You've probably seen the National Fire Protection Agency's (NFPA) Fire Diamond, even if you didn't know its name. It's a multi-dimensional code that offers people a quick label or diagram of the potential hazards and dangers of a substance. It's used to tag, label, mark, identify, and notify workers about the severity of a substance.

Give the role it plays, it's important to understand the code and how to read it properly. Here is an overview of the four quadrants of the NFPA's Fire Diamond.

Red Quadrant

The information in the red quadrant indicates the substance's level of flammability. It is scored on a scale of 0 - 4, with 0 representing the least concern and four representing an extremely flammable substance.
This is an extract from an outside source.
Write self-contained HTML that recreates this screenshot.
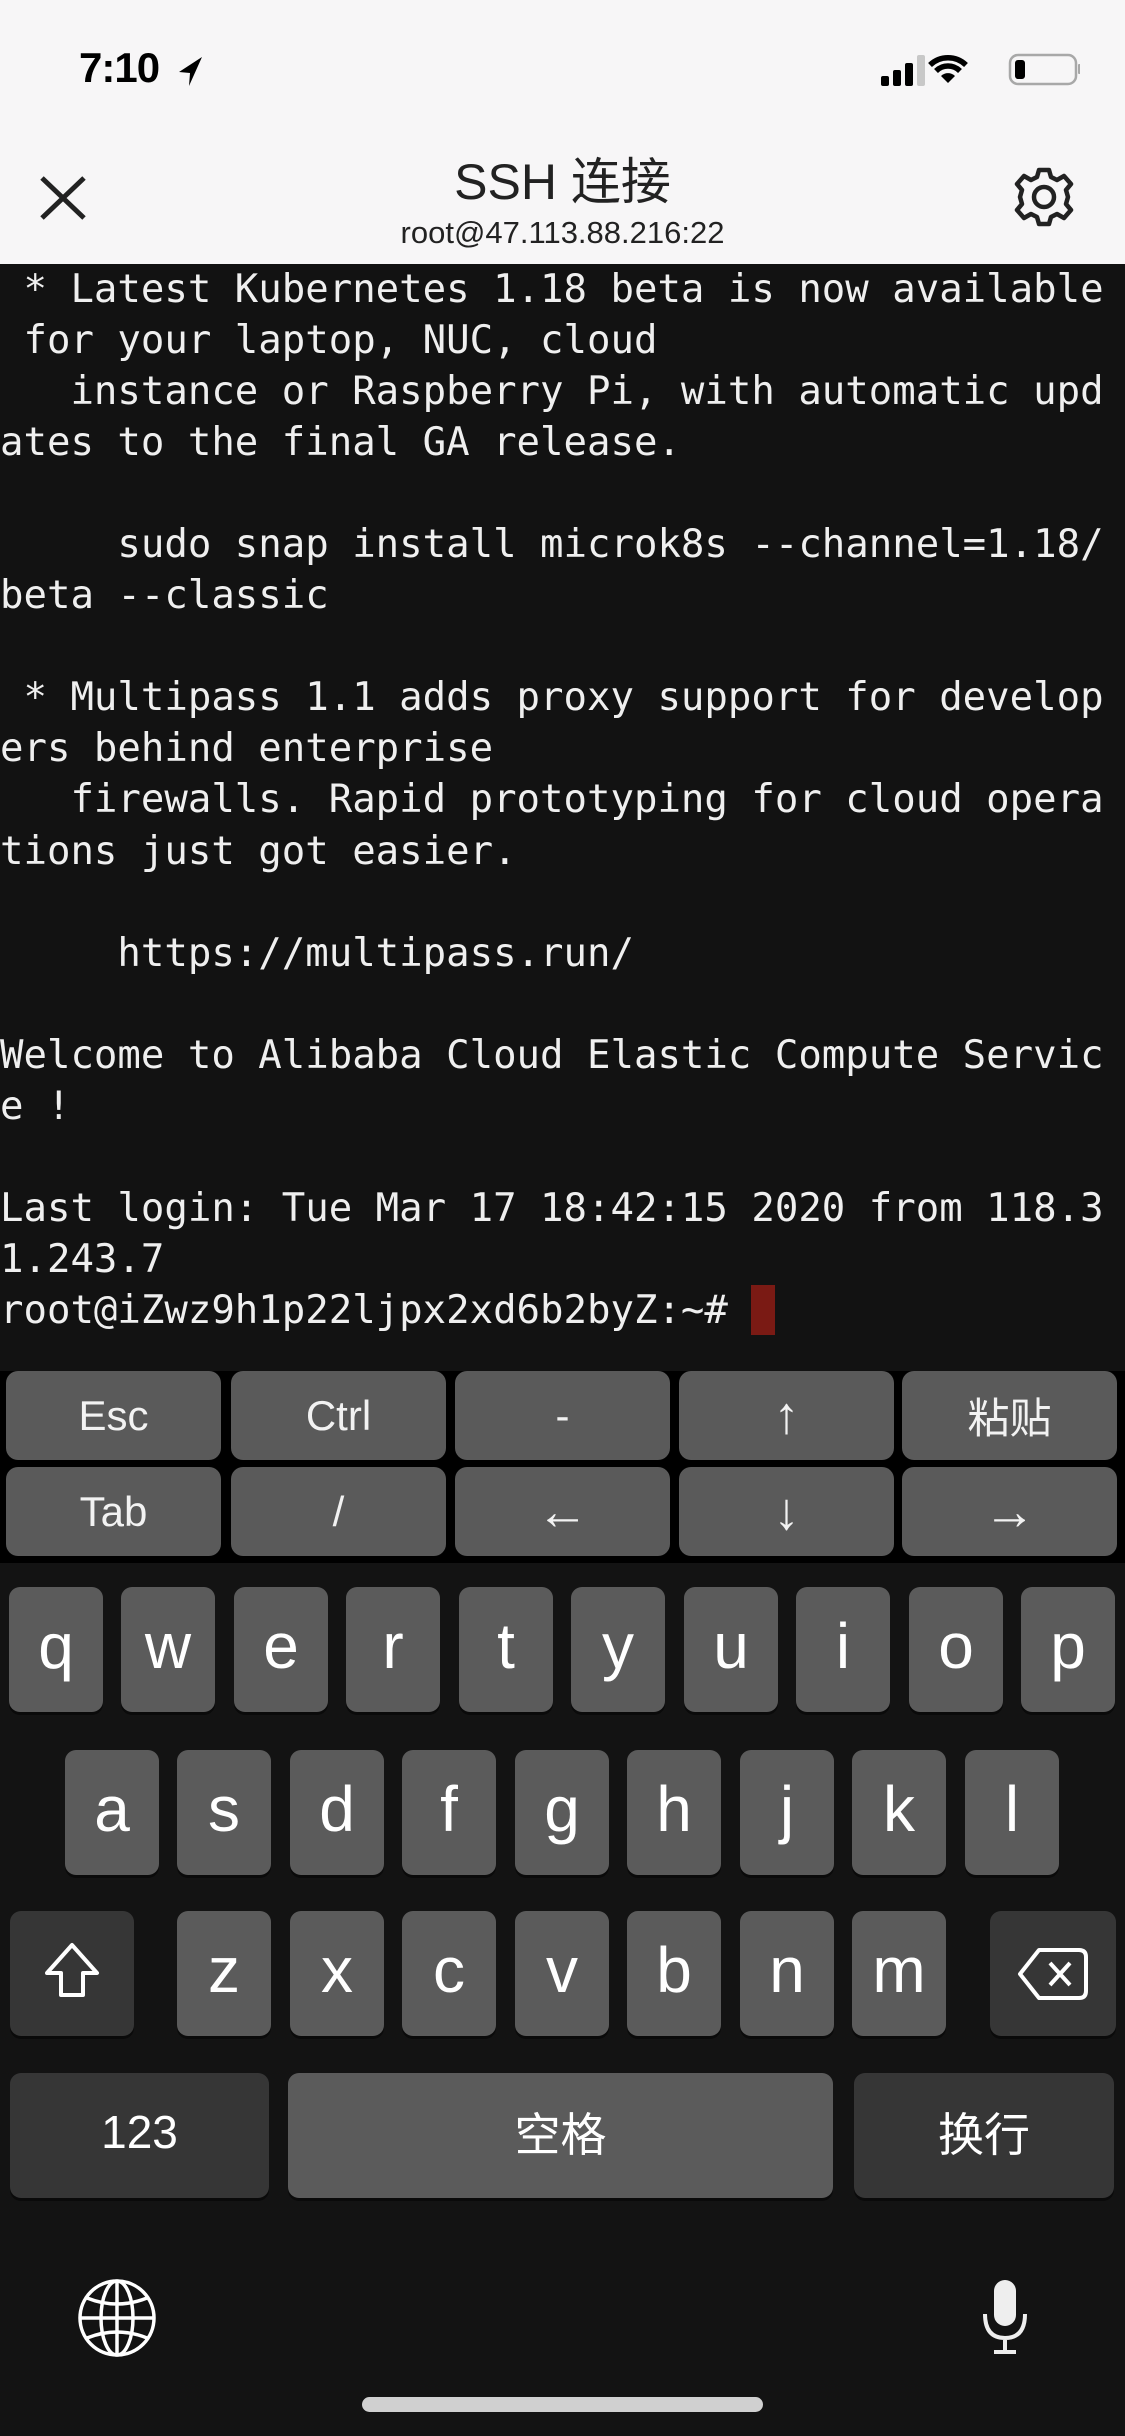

Water, for example, scores a 0 while gasoline scores a 3. Other considerations within this section include flash point values, which indicates at what temperature a substance can spontaneously ignite.


Blue Quadrant

This color indicates the level of health risks, also scored on a scale of 0 - 4. Ether falls in the middle, at a 2, because it can cause temporary incapacitation and residual injury. Sarin gas and carbon monoxide, on the other hand, are both on the extreme end of the scale, both scoring a 4. Exposure to these substances can cause death or serious injury within a very short period of time (learn more about Carbon Monoxide: The Silent Killer).

Yellow Quadrant

The diamond's yellow quadrant indicates the level of chemical reactivity, scored again on a scale of 0 - 4. Substances, such as helium, that do not react with water score a zero. A more reactive element like potassium, which undergoes a violent reaction when mixed with water, scores a 2. Nitro glycerin, which is capable of explosions at a normal temperature and pressure, is an example of a substance that scores a 4.

White Quadrant

This color is reserved for special codes that may be particular to a specific substance. These codes range between different jurisdictions, but, generally, may be classified by the following acronyms:

COR, ACID, ALK: Strong Acid or Base

These tags are usually supplemented by a larger identifying tag like a radioactive or biohazard sign, and is often clearly marked.

Summary

It's never a good idea to assume that a material will be clearly marked, so it's important to become familiar with the NFPA's Fire Diamond and each of its quadrants. Know what the dangerous goods are in your workplace and make sure employees have the right qualifications before handling them. Crack the code of the Fire Diamond's four colors and you will always see green when it comes to safety.